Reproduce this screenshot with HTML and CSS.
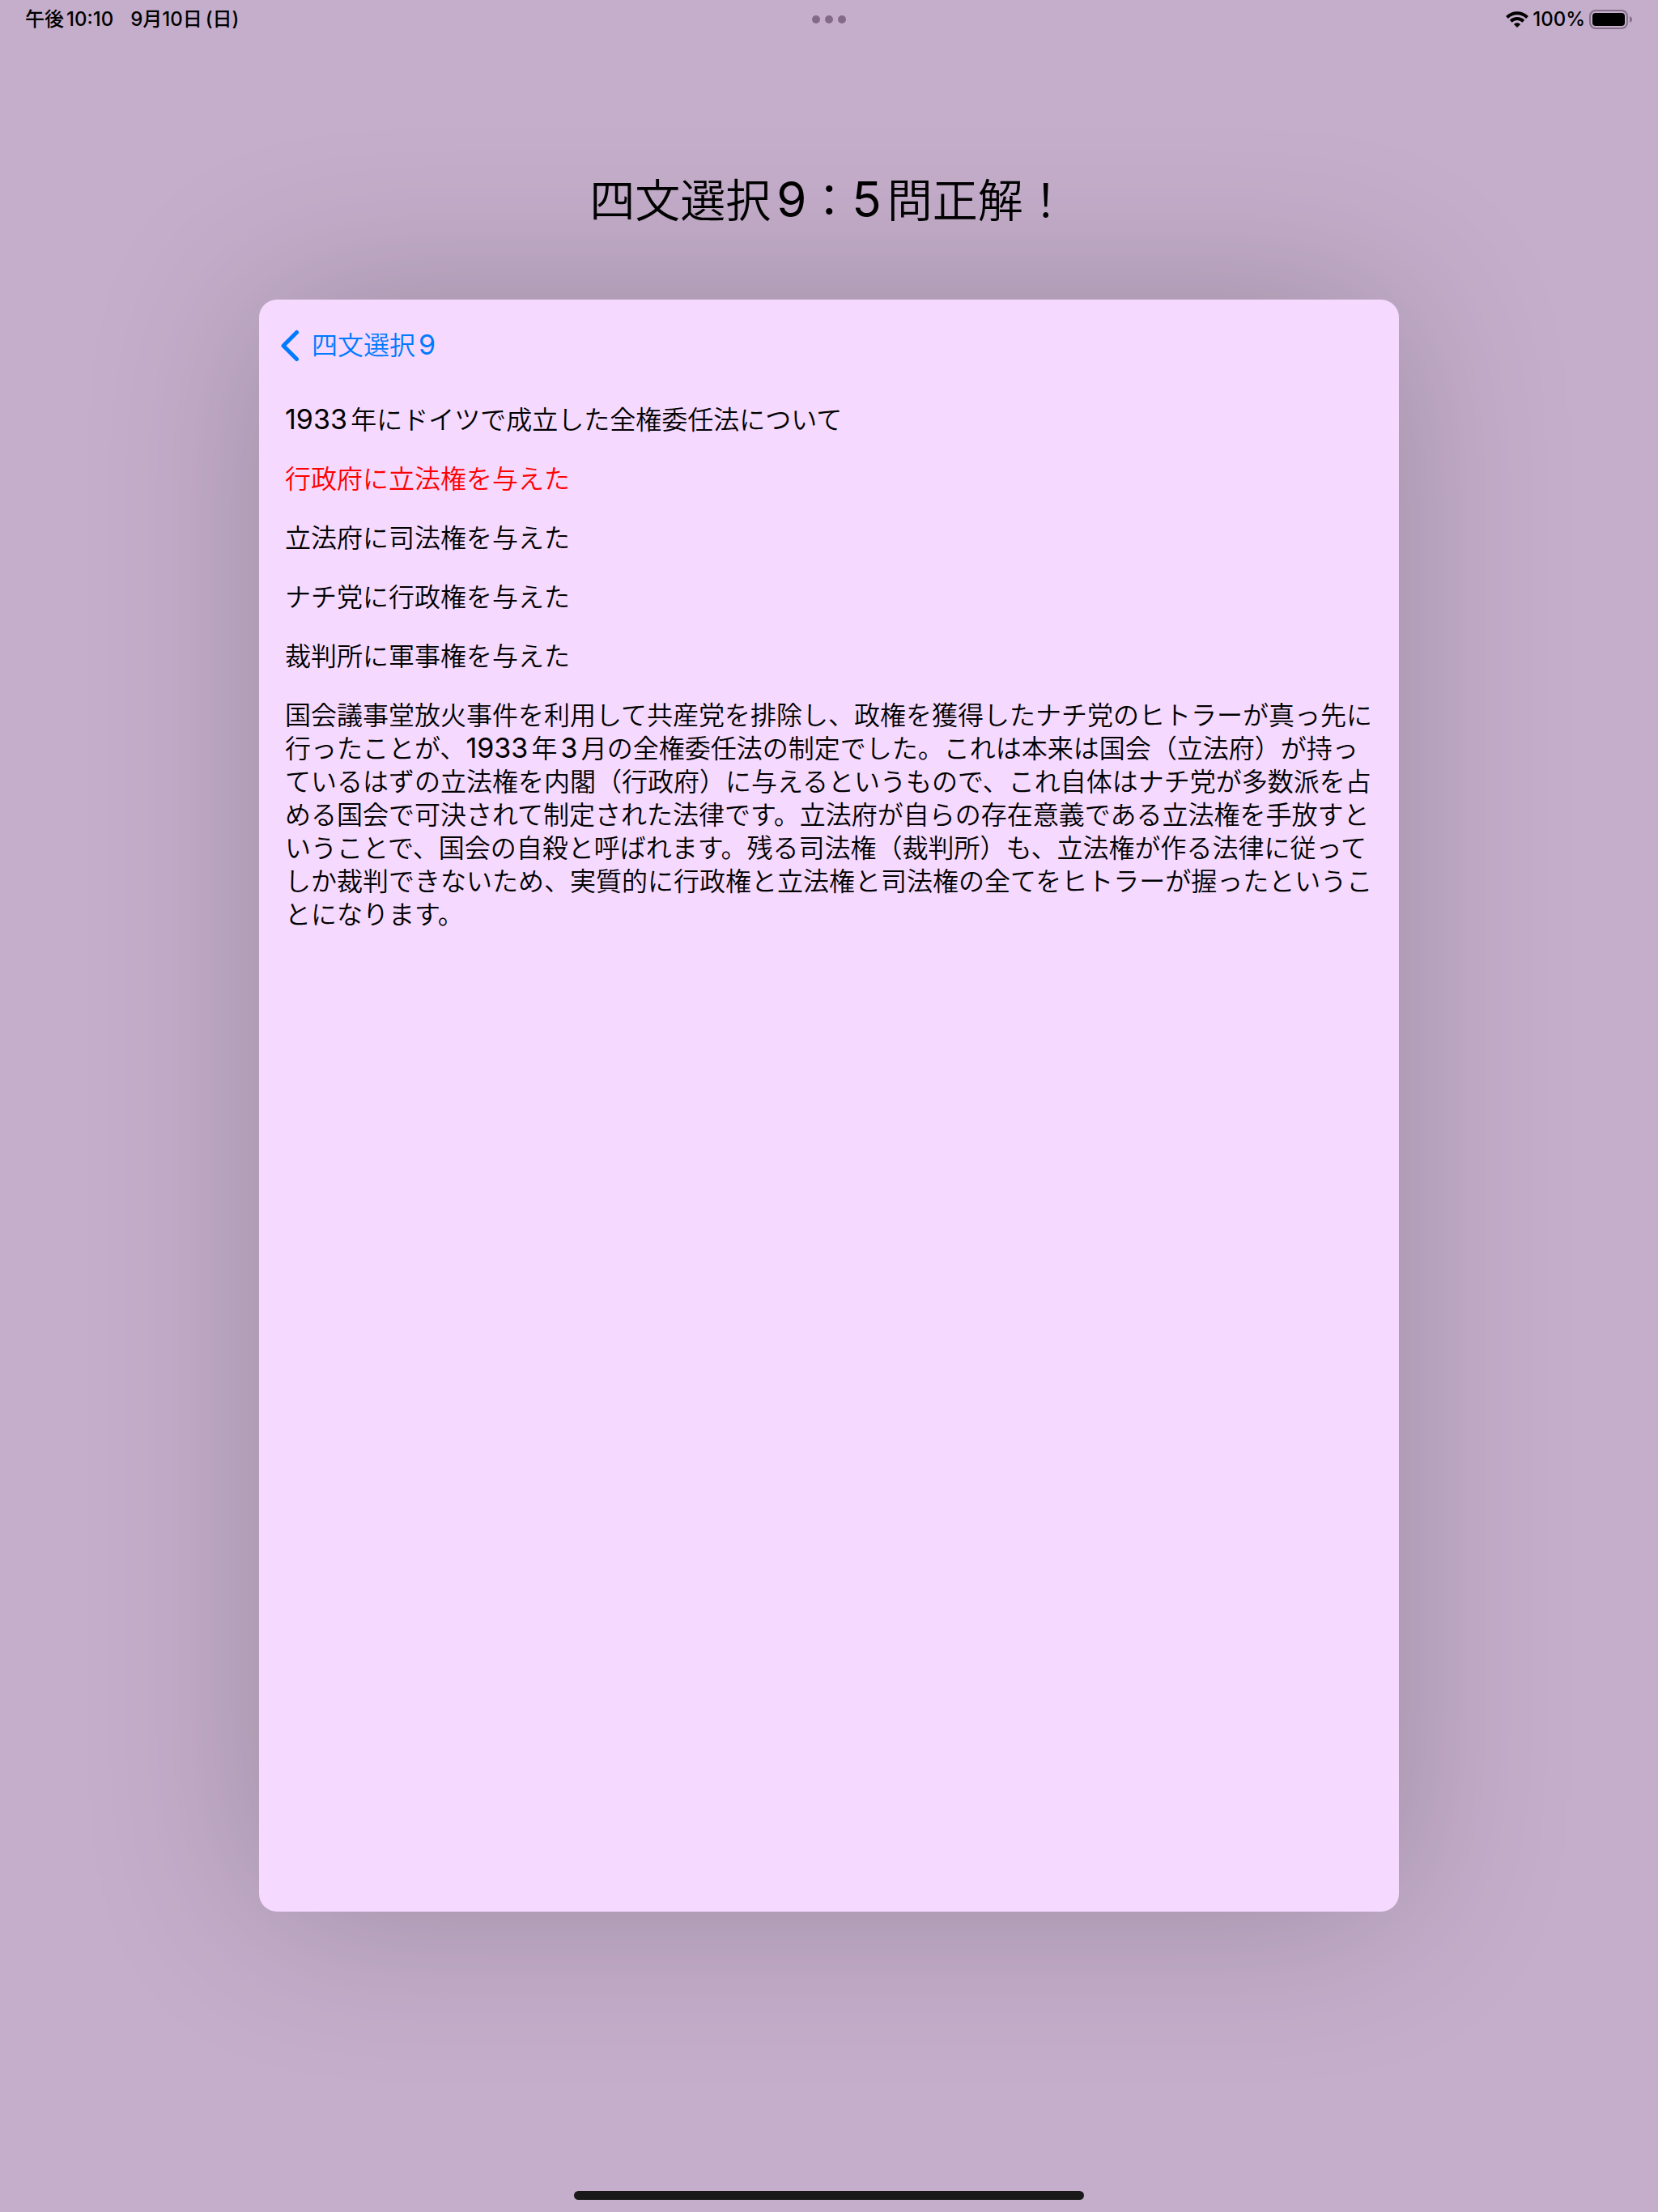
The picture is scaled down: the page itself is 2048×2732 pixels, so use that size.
FILE: index.html
```html
<!DOCTYPE html>
<html lang="ja">
<head>
    <meta charset="UTF-8">
    <meta name="viewport" content="width=device-width, initial-scale=1.0">
    <title>四文選択9</title>
    <link rel="stylesheet" href="styles.css">
</head>
<body>
    <div class="status-bar">
        <div class="status-left">
            <span class="time">午後10:10</span>
            <span>9月10日<span class="weekday">(日)</span></span>
        </div>
        <div class="status-dots">
            <span></span>
            <span></span>
            <span></span>
        </div>
        <div class="status-right">
            <svg class="wifi" viewBox="0 0 28 20" aria-hidden="true">
                <path d="M1.5 7.5C8.5 .5 19.5 .5 26.5 7.5" />
                <path d="M6.2 12.2C10.6 8 17.4 8 21.8 12.2" />
                <path class="wifi-dot" d="M14 20L9.9 15.9C12.2 13.8 15.8 13.8 18.1 15.9Z" />
            </svg>
            <span>100%</span>
            <svg class="battery" viewBox="0 0 54 24" aria-hidden="true">
                <rect class="battery-case" x="1" y="1" width="46" height="22" rx="7" />
                <rect x="4" y="4" width="40" height="16" rx="4" />
                <path class="battery-tip" d="M50 8C54 9.5 54 14.5 50 16Z" />
            </svg>
        </div>
    </div>

    <h1>四文選択<span class="num">9</span>：<span class="num">5</span>問正解！</h1>

    <main class="card">
        <button type="button" class="back-btn">
            <svg class="chevron" viewBox="0 0 24 40" aria-hidden="true">
                <path d="M20.5 3.5L4 20L20.5 36.5" />
            </svg>
            <span>四文選択<span class="num">9</span></span>
        </button>

        <div class="content">
            <h2><span class="num">1933</span>年にドイツで成立した全権委任法について</h2>
            <ul class="choices">
                <li class="correct">行政府に立法権を与えた</li>
                <li>立法府に司法権を与えた</li>
                <li>ナチ党に行政権を与えた</li>
                <li>裁判所に軍事権を与えた</li>
            </ul>
            <p>国会議事堂放火事件を利用して共産党を排除し、政権を獲得したナチ党のヒトラーが真っ先に行ったことが、<span class="num">1933</span>年<span class="num">3</span>月の全権委任法の制定でした。これは本来は国会（立法府）が持っているはずの立法権を内閣（行政府）に与えるというもので、これ自体はナチ党が多数派を占める国会で可決されて制定された法律です。立法府が自らの存在意義である立法権を手放すということで、国会の自殺と呼ばれます。残る司法権（裁判所）も、立法権が作る法律に従ってしか裁判できないため、実質的に行政権と立法権と司法権の全てをヒトラーが握ったということになります。</p>
        </div>
    </main>

    <div class="home-bar"></div>
</body>
</html>
```
FILE: styles.css
```css
* {
    box-sizing: border-box;
}

body {
    font-family: Inter, "Noto Sans CJK JP", sans-serif;
    font-size: 32px;
    font-weight: 350;
    line-height: 41px;
    text-autospace: normal;
    margin: 0;
    min-height: 100vh;
    display: flex;
    flex-direction: column;
    align-items: center;
    background-color: #c5aecb;
    color: #000;
    overflow-x: hidden;
}

.num {
    font-size: 34px;
    font-weight: 400;
    line-height: 1;
}

.status-bar {
    width: 100%;
    height: 48px;
    padding: 0 31px;
    display: grid;
    grid-template-columns: 1fr auto 1fr;
    align-items: center;
    font-size: 24px;
    font-weight: 500;
    line-height: 24px;
    text-autospace: no-autospace;
}

.status-left {
    display: flex;
    gap: 21px;
}

.time {
    text-autospace: normal;
}

.weekday {
    margin-left: 4px;
}

.status-dots {
    display: flex;
    gap: 6px;
}

.status-dots span {
    width: 10px;
    height: 10px;
    border-radius: 50%;
    background: #836a8a;
}

.status-right {
    display: flex;
    align-items: center;
    justify-content: flex-end;
    gap: 5px;
}

.wifi {
    width: 28px;
    height: 20px;
    fill: none;
    stroke: #000;
    stroke-width: 4;
}

.wifi-dot {
    fill: #000;
    stroke: none;
}

.battery {
    width: 54px;
    height: 24px;
}

.battery-case {
    fill: none;
    stroke: #836f88;
    stroke-width: 2;
}

.battery-tip {
    fill: #836f88;
}

h1 {
    margin: 164px 0 86px;
    font-size: 56px;
    font-weight: 350;
    line-height: 72px;
}

h1 .num {
    font-size: 60px;
}

.card {
    flex: 1;
    width: 68.75%;
    padding: 32px;
    border-radius: 22px;
    background: #f5d9ff;
    box-shadow: 0 0 220px rgba(0, 0, 0, 0.2);
}

.back-btn {
    display: flex;
    align-items: center;
    gap: 15px;
    margin-left: -6px;
    padding: 4px 0;
    border: none;
    background: none;
    color: #007aff;
    font: inherit;
    cursor: pointer;
}

.chevron {
    width: 24px;
    height: 40px;
    fill: none;
    stroke: currentColor;
    stroke-width: 5;
    stroke-linecap: round;
    stroke-linejoin: round;
}

.content {
    display: flex;
    flex-direction: column;
    gap: 32px;
    margin-top: 47px;
}

h2 {
    margin: 0;
    font-size: 32px;
    font-weight: 350;
}

.choices {
    display: flex;
    flex-direction: column;
    gap: 32px;
    margin: 0;
    padding: 0;
    list-style: none;
}

.correct {
    color: #ff0000;
}

p {
    margin: 0;
}

.home-bar {
    width: 630px;
    max-width: 60%;
    height: 11px;
    margin: 345px 0 15px;
    border-radius: 6px;
    background: #191919;
}
```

==================================================

## TO BE DONE
Find the word "size" and list each line it appears in.

## THE RESPONSE
The picture is scaled down: the page itself is 2048×2732 pixels, so use that size.
    font-size: 32px;
    font-size: 34px;
    font-size: 24px;
    font-size: 56px;
    font-size: 60px;
    font-size: 32px;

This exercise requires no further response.